Strategic Planning: A Key to Greater Mission

Missions often feel urgent. The needs are overwhelming, resources limited, and leaders carry multiple roles—pastor, fundraiser, counsellor, and administrator, sometimes all in the same day. In the midst of this pressure, the thought of pausing to create a strategic plan can seem like a distraction from ministry.

Yet experience shows the opposite is true: strategic planning is not a distraction—it is a pathway to greater Kingdom impact.

At Sinai Global Outreach, our mandate is “Reaching the Unreached by All Means.” This vision takes us into villages, deserts, and migration trails where the Gospel is rarely heard. We have learned that passion alone is not enough; it must be joined with preparation, foresight, and wise stewardship. A strategic plan provides exactly that.

A Living Example

Recently, among the Waama people, we witnessed the power of planning combined with prayer. Because our team had identified priority goals, prepared discipleship resources in advance, and aligned around a shared vision, a thriving church was planted where previously there had been no witness. Today, more than one hundred believers gather boldly. They wear their SGO cloth with joy and even purchased their own PA system to amplify worship and teaching. What began as a careful plan, surrendered to God, has become a growing testimony of transformation.

Why Strategic Planning Matters in Missions

A strategic plan is not simply a document; it is a compass. It helps mission leaders stay focused, avoid waste, and respond wisely to both opportunities and obstacles. Here are six ways it strengthens mission work:

  1. Saves Time Through Alignment
    When leaders, missionaries, and partners share the same direction, decisions are quicker and unity is stronger. This is vital in complex fields where opportunities open and close rapidly.
  2. Saves Money With Smarter Spending
    Reaching unreached groups often requires investment in transport, training, translation, and discipleship tools. A plan ensures resources are channelled where they bring lasting fruit, not wasted on unsustainable projects.
  3. Builds Team Ownership
    Missionaries and volunteers need to know their sacrifices have meaning. A shared vision creates ownership, renewing passion even in difficult contexts—whether trekking to remote villages or living in tents among pastoralists.
  4. Increases Impact
    Without clear goals, mission work risks becoming scattered or reactive. A plan identifies priorities, establishes benchmarks, and ensures communities are not overlooked simply because they are hard to reach.
  5. Attracts Donors and Partners Donors want to invest where there is vision, accountability, and sustainability. A strategic plan communicates all three. It also provides strong content for proposals, reports, and partner updates.
  6. Guides Field Decisions
    Every mission faces difficult questions: Do we move to a new area or stay longer with new believers? Which communities should we prioritise this year? A plan provides the framework for such decisions, helping leaders choose in alignment with Kingdom values rather than impulse.
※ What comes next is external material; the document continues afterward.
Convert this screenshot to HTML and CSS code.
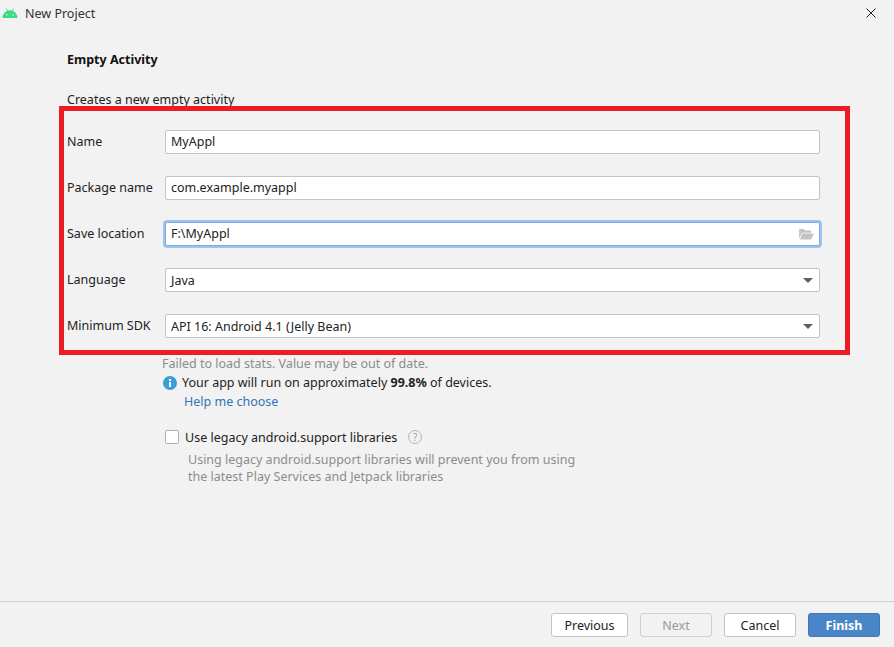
FILE: index.html
```html
<!DOCTYPE html>
<html lang="en">
<head>
    <meta charset="UTF-8">
    <meta name="viewport" content="width=device-width, initial-scale=1.0">
    <title>New Project</title>
    <link rel="stylesheet" href="styles.css">
</head>
<body>
    <div class="titlebar">
        <svg class="logo" width="16" height="10" viewBox="0 0 16 10.500">
            <path d="M0 10.500C.3 6.800 2.600 4 5.200 3L3.700.6l.6-.4L6 2.700a7 7 0 0 1 4 0L11.700.2l.6.4L10.800 3c2.600 1 4.900 3.800 5.200 7.500z" fill="#3ddc84"/>
            <circle cx="4.600" cy="7.200" r=".8" fill="#f2f2f2"/>
            <circle cx="11.400" cy="7.200" r=".8" fill="#f2f2f2"/>
        </svg>
        <span class="title">New Project</span>
        <svg class="close" width="10" height="10" viewBox="0 0 10 10">
            <path d="M.5.500l9 9M9.500.500l-9 9" stroke="#222" stroke-width="1" fill="none"/>
        </svg>
    </div>

    <div class="content">
        <h1>Empty Activity</h1>
        <p class="subtitle">Creates a new empty activity</p>

        <div class="form">
            <div class="row">
                <label>Name</label>
                <div class="field">MyAppl</div>
            </div>
            <div class="row">
                <label>Package name</label>
                <div class="field">com.example.myappl</div>
            </div>
            <div class="row">
                <label>Save location</label>
                <div class="field focused">
                    F:\MyAppl
                    <svg class="folder" width="15" height="11" viewBox="0 0 16 12">
                        <path d="M0 0h5l1.500 1.500H13V4H3L0 11z" fill="#c0c3c6"/>
                        <path d="M3.500 5H16l-3 6.500H.8z" fill="#c0c3c6"/>
                    </svg>
                </div>
            </div>
            <div class="row">
                <label>Language</label>
                <div class="field select">Java<span class="arrow"></span></div>
            </div>
            <div class="row">
                <label>Minimum SDK</label>
                <div class="field select">API 16: Android 4.1 (Jelly Bean)<span class="arrow"></span></div>
            </div>
        </div>

        <div class="stats">
            <p class="muted">Failed to load stats. Value may be out of date.</p>
            <p class="info">
                <svg width="14" height="14" viewBox="0 0 14 14">
                    <circle cx="7" cy="7" r="7" fill="#389fd6"/>
                    <rect x="6" y="6" width="2" height="5" fill="#fff"/>
                    <rect x="6" y="3" width="2" height="2" fill="#fff"/>
                </svg>
                <span>Your app will run on approximately <b>99.8%</b> of devices.</span>
            </p>
            <a class="help">Help me choose</a>
        </div>

        <div class="legacy">
            <div class="check-row">
                <span class="checkbox"></span>
                <span>Use legacy android.support libraries</span>
                <span class="question">?</span>
            </div>
            <p class="muted">Using legacy android.support libraries will prevent you from using<br>the latest Play Services and Jetpack libraries</p>
        </div>
    </div>

    <div class="footer">
        <button class="btn">Previous</button>
        <button class="btn disabled">Next</button>
        <button class="btn">Cancel</button>
        <button class="btn primary">Finish</button>
    </div>

    <div class="highlight"></div>
</body>
</html>
```

FILE: styles.css
```css
* {
    box-sizing: border-box;
}
html, body {
    height: 100%;
}
body {
    margin: 0;
    display: flex;
    flex-direction: column;
    position: relative;
    overflow: hidden;
    background: #f2f2f2;
    color: #1a1a1a;
    font-family: 'Noto Sans', sans-serif;
    font-size: 12.5px;
}
p {
    margin: 0;
}
.titlebar {
    display: flex;
    align-items: center;
    height: 28px;
    padding: 0 18px 2px 2px;
}
.logo {
    margin-bottom: 1px;
}
.title {
    margin-left: 7px;
    color: #333;
}
.close {
    margin-left: auto;
}
.content {
    padding-left: 67px;
    padding-right: 74px;
}
h1 {
    margin: 23px 0 0;
    font-size: 12.5px;
    line-height: 18px;
    font-weight: bold;
    color: #111;
}
.subtitle {
    margin-top: 22px;
    line-height: 18px;
    color: #222;
}
.form {
    margin-top: 21px;
    display: flex;
    flex-direction: column;
    gap: 22px;
}
.row {
    display: flex;
    align-items: center;
    height: 24px;
}
.row label {
    width: 98px;
    flex-shrink: 0;
    padding-bottom: 1px;
    color: #222;
}
.field {
    position: relative;
    flex: 1;
    height: 24px;
    line-height: 22px;
    padding-left: 5px;
    background: #fff;
    border: 1px solid #c4c4c4;
    border-radius: 2px;
    color: #222;
}
.field.select {
    line-height: 23px;
}
.field.focused {
    border-color: #7fa9dc;
    box-shadow: 0 0 0 2px #9cc4f0;
}
.folder {
    position: absolute;
    right: 5px;
    top: 6px;
}
.arrow {
    position: absolute;
    right: 6px;
    top: 9px;
    border-left: 5px solid transparent;
    border-right: 5px solid transparent;
    border-top: 5px solid #606060;
}
.muted {
    color: #8c8c8c;
}
.stats {
    margin: 17px 0 0 95px;
}
.stats .muted {
    line-height: 18px;
}
.info {
    display: flex;
    align-items: center;
    gap: 5px;
    margin-top: 1px;
    margin-left: 1px;
    line-height: 18px;
    color: #222;
}
.help {
    display: block;
    margin-top: 1px;
    margin-left: 22px;
    line-height: 18px;
    color: #2f75b5;
}
.legacy {
    margin: 17px 0 0 98px;
}
.check-row {
    display: flex;
    align-items: center;
    height: 18px;
    color: #222;
}
.checkbox {
    width: 14px;
    height: 14px;
    margin-right: 6px;
    background: #fff;
    border: 1px solid #b0b0b0;
    border-radius: 2px;
}
.question {
    width: 14px;
    height: 14px;
    margin-left: 11px;
    border: 1px solid #b5b5b5;
    border-radius: 50%;
    color: #a0a0a0;
    font-size: 10px;
    line-height: 12px;
    text-align: center;
}
.legacy .muted {
    margin-top: 5px;
    margin-left: 23px;
    line-height: 17px;
}
.footer {
    margin-top: auto;
    height: 46px;
    display: flex;
    justify-content: flex-end;
    gap: 12px;
    padding: 11px 14px 0 0;
    border-top: 1px solid #d1d1d1;
}
.btn {
    width: 72px;
    height: 24px;
    padding: 0;
    background: #fff;
    border: 1px solid #c4c4c4;
    border-radius: 3px;
    color: #222;
    font-family: inherit;
    font-size: 12.5px;
}
.btn:first-child {
    width: 77px;
}
.btn.disabled {
    background: #f2f2f2;
    border-color: #d0d0d0;
    color: #999;
}
.btn.primary {
    background: #4a86c7;
    border-color: #3f78b5;
    color: #fff;
    font-weight: bold;
}
.highlight {
    position: absolute;
    left: 59px;
    top: 106px;
    width: 791px;
    height: 249px;
    border: 5px solid #ed1c24;
}
```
The Great Commission requires more than passion. It demands preparation. Strategic planning is both a spiritual and practical discipline that enables the Church to run with endurance, wisdom, and clarity.

As we look to the future, reaching peoples like the Waama and mobile tribes across Africa will require not only zeal but also strategies that adapt to shifting realities and ensure sustainable discipleship. Strategic planning provides the structure to do exactly that.

For missions, the difference between a missed opportunity and a transformed community often lies in this simple truth: clarity of vision changes everything.